FL: Well, he’s wonderful. I mean, I’m not going to say a cliche, but I will. They were all wonderful. Every single one of them bounced. There was never a feeling that you weren’t in connection with the actor. Everybody was on their game, extraordinarily professional, extraordinarily committed, and you just felt the moment the camera rolled, “I have to stay on my toes here because I’m working opposite actors, different techniques, many of them very different than mine, very different techniques,” and somehow it all worked. If you see a movie in which everybody seems to be in the same movie, and often, it’s not the case, it’s the director. That’s what he did. He kept us all in the same movie, same style. He gives very little notes, but every once in a while he’d come to me and say, “A little bit of the classical actor creeping in.” And I’d say, “Oh, I’m sorry,” and I’d go back. My stage training was so automatic. Delicious experience. I can’t say bad about a lot of the things I’ve done. Lucky, though, I’ve been fortunate to be in some extraordinary plays and movies.
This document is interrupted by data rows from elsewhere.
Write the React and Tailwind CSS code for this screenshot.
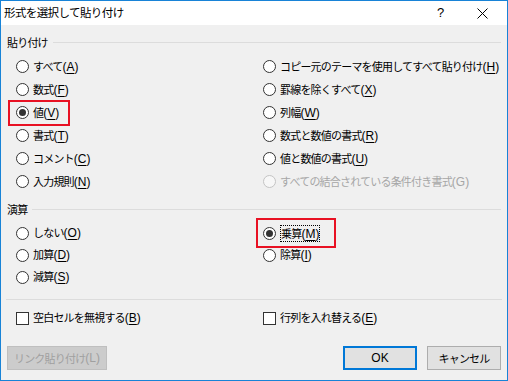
import React from "react";

const font = { fontFamily: '"Noto Sans CJK JP", "Noto Sans", sans-serif' };
const latin = { fontFamily: '"Liberation Sans", "Noto Sans CJK JP", sans-serif' };

function Label({ text, k, disabled }) {
  return (
    <span className={disabled ? "text-[#a6a6a6]" : "text-black"}>
      {text}
      <span style={latin} className="text-[12px] tracking-normal">
        ({disabled ? k : <span className="underline underline-offset-2">{k}</span>})
      </span>
    </span>
  );
}

function Radio({ text, k, checked, disabled, box, focus }) {
  return (
    <div className="relative flex h-full items-center gap-[4px]">
      {box && (
        <div
          className={`pointer-events-none absolute border-2 border-[#e81123] ${box}`}
        />
      )}
      <span
        className={`flex h-[13px] w-[13px] shrink-0 items-center justify-center rounded-full border ${
          disabled ? "border-[#c4c4c4] bg-[#f7f7f7]" : "border-[#333] bg-white"
        }`}
      >
        {checked && <span className="h-[7px] w-[7px] rounded-full bg-[#333]" />}
      </span>
      {focus ? (
        <span className="border border-dotted border-black leading-[14px]">
          <Label text={text} k={k} />
        </span>
      ) : (
        <Label text={text} k={k} disabled={disabled} />
      )}
    </div>
  );
}

function Check({ text, k }) {
  return (
    <div className="flex h-full items-center gap-[4px]">
      <span className="h-[13px] w-[13px] shrink-0 border border-[#333] bg-white" />
      <Label text={text} k={k} />
    </div>
  );
}

function GroupHeader({ title }) {
  return (
    <div className="flex h-[16px] items-center pl-[6px] pr-[6px]">
      <span>{title}</span>
      <div className="ml-[5px] h-px flex-1 bg-[#dcdcdc]" />
    </div>
  );
}

const pasteRows = [
  [
    { text: "すべて", k: "A" },
    { text: "コピー元のテーマを使用してすべて貼り付け", k: "H" },
  ],
  [
    { text: "数式", k: "F" },
    { text: "罫線を除くすべて", k: "X" },
  ],
  [
    { text: "値", k: "V", checked: true, box: "-left-[8px] top-[-1px] h-[26px] w-[62px]" },
    { text: "列幅", k: "W" },
  ],
  [
    { text: "書式", k: "T" },
    { text: "数式と数値の書式", k: "R" },
  ],
  [
    { text: "コメント", k: "C" },
    { text: "値と数値の書式", k: "U" },
  ],
  [
    { text: "入力規則", k: "N" },
    { text: "すべての結合されている条件付き書式", k: "G", disabled: true },
  ],
];

const opRows = [
  [
    { text: "しない", k: "O" },
    {
      text: "乗算",
      k: "M",
      checked: true,
      focus: true,
      box: "-left-[7px] top-[-4px] h-[30px] w-[80px]",
    },
  ],
  [
    { text: "加算", k: "D" },
    { text: "除算", k: "I" },
  ],
  [{ text: "減算", k: "S" }, null],
];

export default function App() {
  return (
    <div
      style={font}
      className="flex h-[381px] w-[508px] flex-col border border-[#1883d7] bg-[#f0f0f0] text-[11px] tracking-[-0.8px] text-black"
    >
      {/* title bar */}
      <div className="flex h-[24px] shrink-0 items-center bg-white pl-[3px] text-[11.5px] tracking-[-0.6px]">
        <span className="flex-1">形式を選択して貼り付け</span>
        <span style={latin} className="w-[12px] text-[13px] tracking-normal">?</span>
        <div className="flex w-[58px] justify-center pl-[8px]">
          <svg width="11" height="11" viewBox="0 0 11 11">
            <path d="M0.5 0.5 L10.5 10.5 M10.5 0.5 L0.5 10.5" stroke="#000" strokeWidth="1" />
          </svg>
        </div>
      </div>

      <div className="mt-[9px]">
        <GroupHeader title="貼り付け" />
      </div>
      <div className="grid grid-cols-[247px_1fr] pl-[15px] pt-[5px]">
        {pasteRows.map((row, i) => (
          <React.Fragment key={i}>
            {row.map((r, j) => (
              <div key={j} className="h-[23px]">
                <Radio {...r} />
              </div>
            ))}
          </React.Fragment>
        ))}
      </div>

      <div className="mt-[8px]">
        <GroupHeader title="演算" />
      </div>
      <div className="grid grid-cols-[247px_1fr] pl-[15px] pt-[5px]">
        {opRows.map((row, i) => (
          <React.Fragment key={i}>
            {row.map((r, j) => (
              <div key={j} className="h-[22px]">
                {r && <Radio {...r} />}
              </div>
            ))}
          </React.Fragment>
        ))}
      </div>

      <div className="mx-[5px] mt-[11px] h-px bg-[#dcdcdc]" />

      <div className="mt-[8px] grid h-[20px] grid-cols-[247px_1fr] pl-[15px]">
        <Check text="空白セルを無視する" k="B" />
        <Check text="行列を入れ替える" k="E" />
      </div>

      <div className="mt-[18px] flex items-center pl-[6px] pr-[6px]">
        <div className="flex h-[24px] w-[100px] items-center justify-center border border-[#bfbfbf] bg-[#cccccc] text-[#a0a0a0]">
          リンク貼り付け
          <span style={latin} className="text-[12px] tracking-normal">(L)</span>
        </div>
        <div className="flex-1" />
        <div
          style={latin}
          className="flex h-[24px] w-[74px] items-center justify-center border-2 border-[#0078d7] bg-[#e1e1e1] text-[12px] tracking-normal"
        >
          OK
        </div>
        <div className="ml-[10px] flex h-[24px] w-[74px] items-center justify-center border border-[#adadad] bg-[#e1e1e1]">
          キャンセル
        </div>
      </div>
    </div>
  );
}
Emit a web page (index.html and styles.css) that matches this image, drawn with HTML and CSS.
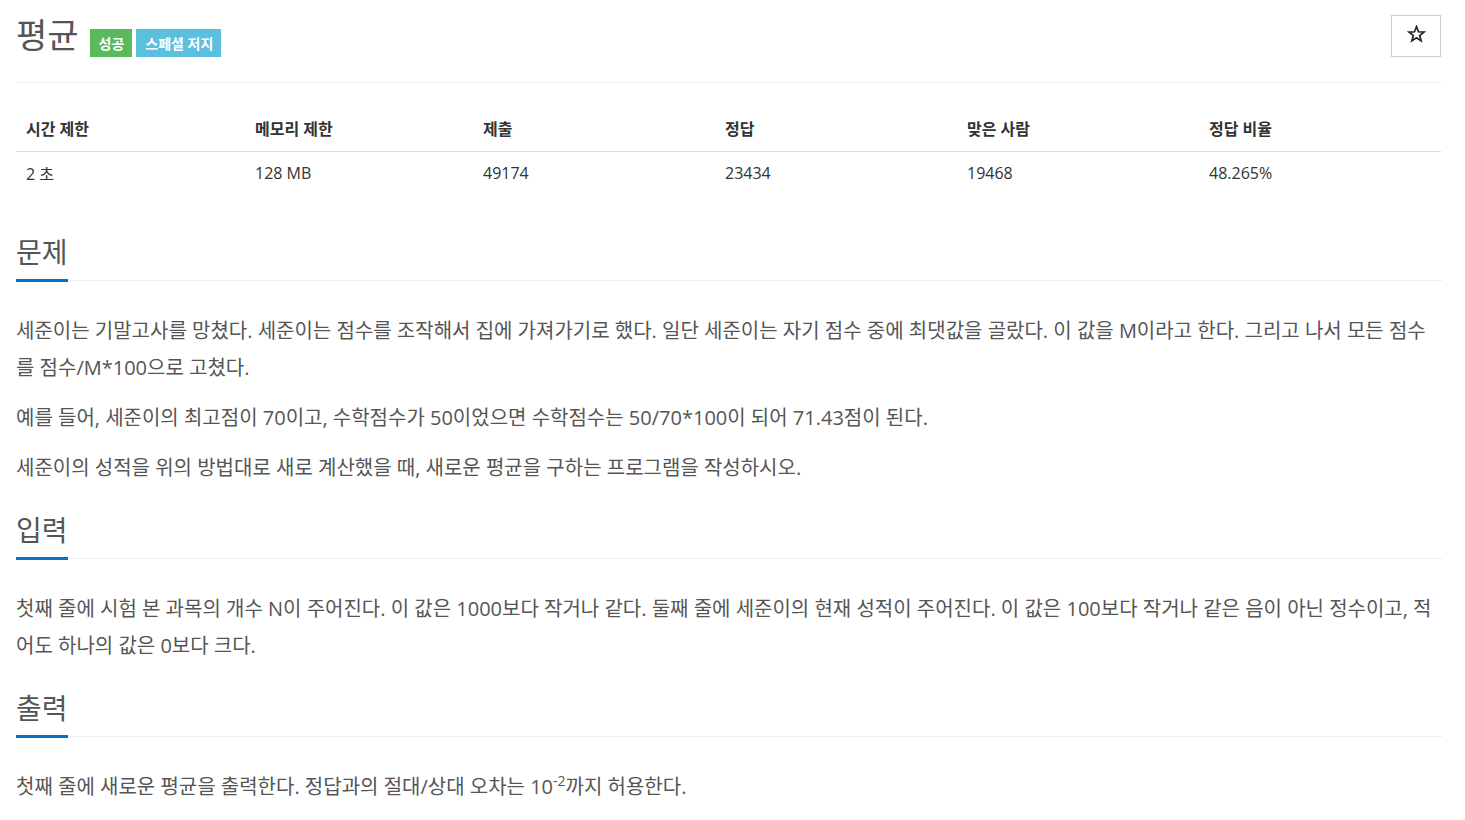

GD: You had actually just mentioned that the last time you were on Broadway was when you were in the play “The Father,” where you won the Tony Award for Best Actor in a Play in 2016. You gave an incredible speech that evening because it was in the immediate wake of the tragedy at Pulse nightclub in Orlando. Our nation right now is bitterly divided and we’ve just witnessed a riot at the U.S. Capitol building and I couldn’t help but think of what you said that evening about how we can either let tragedy destroy us, define us, or make us stronger. I was curious if you had any thoughts about how we as a society could use this tragedy to make us stronger.
FL: Yes, I have a thought. It’s been my belief for a very long time that very few people ever act for the greater good, if you know what I mean. They act for themselves, their little world, their house, their family, their life, and if we could begin to see that acting for the greater good is extraordinarily rewarding, I think we’ll come through this. Certainly, the worst four years I’ve ever witnessed and I’ve been voting for presidents for I don’t know, 40, 50 years and there’s something about how far down we went and how low it got that made people far more aware of politicians and politics and how bad it can be. I think that’s the only good that might have come about this, which is I think many, many people, millions of them, became far more aware of what was going on and wanting to save a democracy. It’s really quite marvelous to see that we did, that in the end, as cliche is true, the truth and justice will out.
The other thing is the wonderful addition of women and Black folks and Spanish and the diversity that I think Mr. Biden will bring comes directly out of this white supremacist idea. The white man is really, I don’t want to say he’s on his way out, but he’s on his way to moving over, marginally now. And in 50 years or so, he will not be the dominant force. It will be Blacks, women, Hispanics, Asians, which is just great. It’s just great. You’re always afraid of something that’s not you and when people were talking about the riot on the 6th of January and I saw the amount of vitriol in these faces and the hatred that was coming off of them, meaningless physical, banging windows and ripping canvases and looking at papers, they didn’t know what it was, and I thought, “This isn’t just hate. This is fear. This is real fear. ‘That is not like me and I want to get rid of it and this is my country,'” and it’s just because white men have ruled this country for a very, very long time, and there are a lot of people now saying, “I want in. I’ve been fighting for this for a long time and I don’t think it can be stopped, this onrush of diversity and I think Biden’s the perfect guy.